We have been recently and dramatically reminded that old buildings can kill. As a result we can never again look at them with quite the clear starry eyes of the preservationist, for whom the past is always to be preferred to the present. The question of what we may put in their stead is a separate issue; but let no one deceive himself but that the present situation is extremely grave and perilous.

Sam Stephenson also took the opportunity to further his own cause in Fitzwilliam Street, writing to the Irish Times to speculate about the full-scale reconstruction of the city, and wishing ‘a plague ‑ bubonic or other approved ‑ on the preservationists’.

Despite the almost frenzied condemnation of the extant city as dangerous and the amply documented poverty and overcrowding of city centre housing, there was a significant minority of city centre residents who resisted Dublin Corporation’s attempts to remove them from their homes.
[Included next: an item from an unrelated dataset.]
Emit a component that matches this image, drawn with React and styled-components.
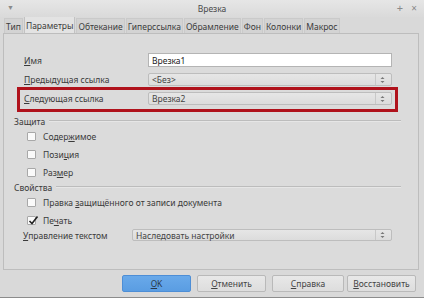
import React from "react";
import styled, { createGlobalStyle } from "styled-components";

const Global = createGlobalStyle`
  html, body { margin: 0; padding: 0; background: #d8d8d8; }
  body { font-family: "Noto Sans", "Open Sans", sans-serif; }
  #root { width: 424px; height: 298px; }
`;

const Window = styled.div`
  width: 424px;
  height: 298px;
  box-sizing: border-box;
  background: #d9d9d9;
  border-bottom: 1px solid #8c8c8c;
  display: flex;
  flex-direction: column;
  font-family: "Noto Sans", "Open Sans", sans-serif;
  font-size: 8.5px;
  color: #3a3a3a;
`;

const TitleBar = styled.div`
  height: 17px;
  position: relative;
  display: flex;
  align-items: center;
  justify-content: center;
  background: linear-gradient(#e6e6e6, #dadada);
`;

const Title = styled.span`
  font-size: 8.5px;
  color: #4a4a4a;
`;

const TitleIcon = styled.span`
  position: absolute;
  top: 2px;
  left: ${(p) => p.$left ?? "auto"};
  right: ${(p) => p.$right ?? "auto"};
  font-size: ${(p) => p.$size || 10}px;
  color: #8a8a8a;
  line-height: 12px;
`;

const Tabs = styled.div`
  height: 16px;
  display: flex;
  align-items: stretch;
  padding-left: 4px;
`;

const Tab = styled.div`
  padding: 0 1px;
  display: flex;
  align-items: center;
  font-size: 8.5px;
  color: #3c3c3c;
  background: ${(p) => (p.$active ? "#e3e3e3" : "#d3d3d3")};
  border: 1px solid ${(p) => (p.$active ? "#c2c2c2" : "#cacaca")};
  border-bottom: none;
  margin-right: 1px;
  ${(p) => (p.$active ? "margin-top: -1px;" : "margin-top: 1px;")}
`;

const Panel = styled.div`
  margin-left: 3px;
  width: 416px;
  height: 237px;
  box-sizing: border-box;
  border: 1px solid #bdbdbd;
  background: #dbdbdb;
  padding-top: 19px;
  display: flex;
  flex-direction: column;
`;

const FormRow = styled.div`
  display: grid;
  grid-template-columns: ${(p) => p.$labelW || 124}px ${(p) => p.$ctrlW || 244}px;
  align-items: center;
  height: ${(p) => p.$h}px;
  margin-left: ${(p) => p.$ml ?? 20}px;
  margin-bottom: ${(p) => p.$mb || 0}px;
`;

const Highlight = styled.div`
  margin-left: 13px;
  width: 381px;
  height: 25px;
  box-sizing: border-box;
  border: 3px solid #b0121c;
  padding: 2px 0 0 4px;
`;

const Label = styled.span`
  font-size: 8.5px;
  color: #3a3a3a;
  white-space: nowrap;
`;

const U = styled.span`
  text-decoration: underline;
`;

const TextInput = styled.div`
  height: 14px;
  box-sizing: border-box;
  background: #ffffff;
  border: 1px solid #b4b4b4;
  padding-left: 3px;
  display: flex;
  align-items: center;
  font-size: 8.5px;
  color: #222;
`;

const Select = styled.div`
  height: ${(p) => p.$h || 13}px;
  box-sizing: border-box;
  background: linear-gradient(#e6e6e6, #dcdcdc);
  border: 1px solid #bdbdbd;
  border-radius: 2px;
  padding-left: 3px;
  display: flex;
  align-items: center;
  font-size: 8.5px;
  color: #444;
`;

const SelectText = styled.span`
  flex: 1;
`;

const Spinner = styled.span`
  width: 13px;
  height: 100%;
  border-left: 1px solid #c8c8c8;
  display: flex;
  align-items: center;
  justify-content: center;
  margin-right: 2px;
`;

const SectionHead = styled.div`
  height: 12px;
  display: flex;
  align-items: center;
  margin-left: 10px;
  margin-right: 17px;
  margin-top: ${(p) => p.$mt || 0}px;
  gap: 4px;
  font-size: 8.5px;
  color: #3a3a3a;
`;

const Rule = styled.div`
  flex: 1;
  height: 1px;
  background: #bcbcbc;
  border-bottom: 1px solid #e6e6e6;
`;

const CheckRow = styled.div`
  height: 18px;
  display: flex;
  align-items: center;
  margin-left: 23px;
  gap: 7px;
`;

const Box = styled.span`
  width: 9px;
  height: 9px;
  box-sizing: border-box;
  background: #fafafa;
  border: 1px solid #a8a8a8;
  border-radius: 1px;
  position: relative;
`;

const Tick = styled.svg`
  position: absolute;
  left: 0px;
  top: -2px;
`;

const Footer = styled.div`
  flex: 1;
  display: flex;
  align-items: center;
  justify-content: flex-end;
  padding-right: 8px;
`;

const Button = styled.div`
  width: ${(p) => p.$w}px;
  height: 17px;
  box-sizing: border-box;
  margin-left: ${(p) => p.$ml || 0}px;
  display: flex;
  align-items: center;
  justify-content: center;
  font-size: 8.5px;
  border-radius: 2px;
  color: ${(p) => (p.$primary ? "#2a3a4a" : "#444")};
  background: ${(p) =>
    p.$primary ? "linear-gradient(#69a9ea, #5a9de2)" : "linear-gradient(#e8e8e8, #dddddd)"};
  border: 1px solid ${(p) => (p.$primary ? "#4d8ed6" : "#b9b9b9")};
`;

const Updown = () => (
  <svg width="5" height="8" viewBox="0 0 5 8">
    <path d="M0.5 3 L2.5 1 L4.5 3 Z" fill="#777" />
    <path d="M0.5 5 L2.5 7 L4.5 5 Z" fill="#777" />
  </svg>
);

const Check = ({ checked, children }) => (
  <CheckRow>
    <Box>
      {checked && (
        <Tick width="11" height="11" viewBox="0 0 11 11">
          <path d="M1.5 6 L4 8.5 L9.5 1.5" stroke="#222" strokeWidth="1.6" fill="none" />
        </Tick>
      )}
    </Box>
    <Label>{children}</Label>
  </CheckRow>
);

export default function App() {
  return (
    <>
      <Global />
      <Window>
        <TitleBar>
          <TitleIcon $left="7px" $size={7}>▼</TitleIcon>
          <Title>Врезка</Title>
          <TitleIcon $right="21px" $size={11}>+</TitleIcon>
          <TitleIcon $right="7px" $size={10}>×</TitleIcon>
        </TitleBar>
        <Tabs>
          <Tab>Тип</Tab>
          <Tab $active>Параметры</Tab>
          <Tab>Обтекание</Tab>
          <Tab>Гиперссылка</Tab>
          <Tab>Обрамление</Tab>
          <Tab>Фон</Tab>
          <Tab>Колонки</Tab>
          <Tab>Макрос</Tab>
        </Tabs>
        <Panel>
          <FormRow $h={14} $mb={6}>
            <Label><U>И</U>мя</Label>
            <TextInput>Врезка1</TextInput>
          </FormRow>
          <FormRow $h={13} $mb={1}>
            <Label><U>П</U>редыдущая ссылка</Label>
            <Select>
              <SelectText>&lt;Без&gt;</SelectText>
              <Spinner><Updown /></Spinner>
            </Select>
          </FormRow>
          <Highlight>
            <FormRow $h={13} $ml={0}>
              <Label><U>С</U>ледующая ссылка</Label>
              <Select>
                <SelectText>Врезка2</SelectText>
                <Spinner><Updown /></Spinner>
              </Select>
            </FormRow>
          </Highlight>
          <SectionHead $mt={3}>
            Защита
            <Rule />
          </SectionHead>
          <Check>Содер<U>ж</U>имое</Check>
          <Check>Пози<U>ц</U>ия</Check>
          <Check>Раз<U>м</U>ер</Check>
          <SectionHead>
            Свойства
            <Rule />
          </SectionHead>
          <Check>Правка <U>з</U>ащищённого от записи документа</Check>
          <Check checked>Пе<U>ч</U>ать</Check>
          <FormRow $h={12} $ml={19} $labelW={109} $ctrlW={260}>
            <Label><U>У</U>правление текстом</Label>
            <Select $h={12}>
              <SelectText>Наследовать настройки</SelectText>
              <Spinner><Updown /></Spinner>
            </Select>
          </FormRow>
        </Panel>
        <Footer>
          <Button $primary $w={69}><U>О</U>K</Button>
          <Button $w={69} $ml={6}><U>О</U>тменить</Button>
          <Button $w={72} $ml={6}><U>С</U>правка</Button>
          <Button $w={69} $ml={3}><U>В</U>осстановить</Button>
        </Footer>
      </Window>
    </>
  );
}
In late July 1963, for example, a group of sixty adults and eighteen children refused to leave their condemned Georgian houses in Jervis and Wolfe Tone Street, located to the west of O’Connell Street. During this time, beds, sofas, and chairs were piled up on the pavements beside the houses, and the evicted slept under temporary shelters on the pavement. This stand-off between Corporation and residents took place because they had been offered either no accommodation or unsuitable accommodation by Dublin Corporation.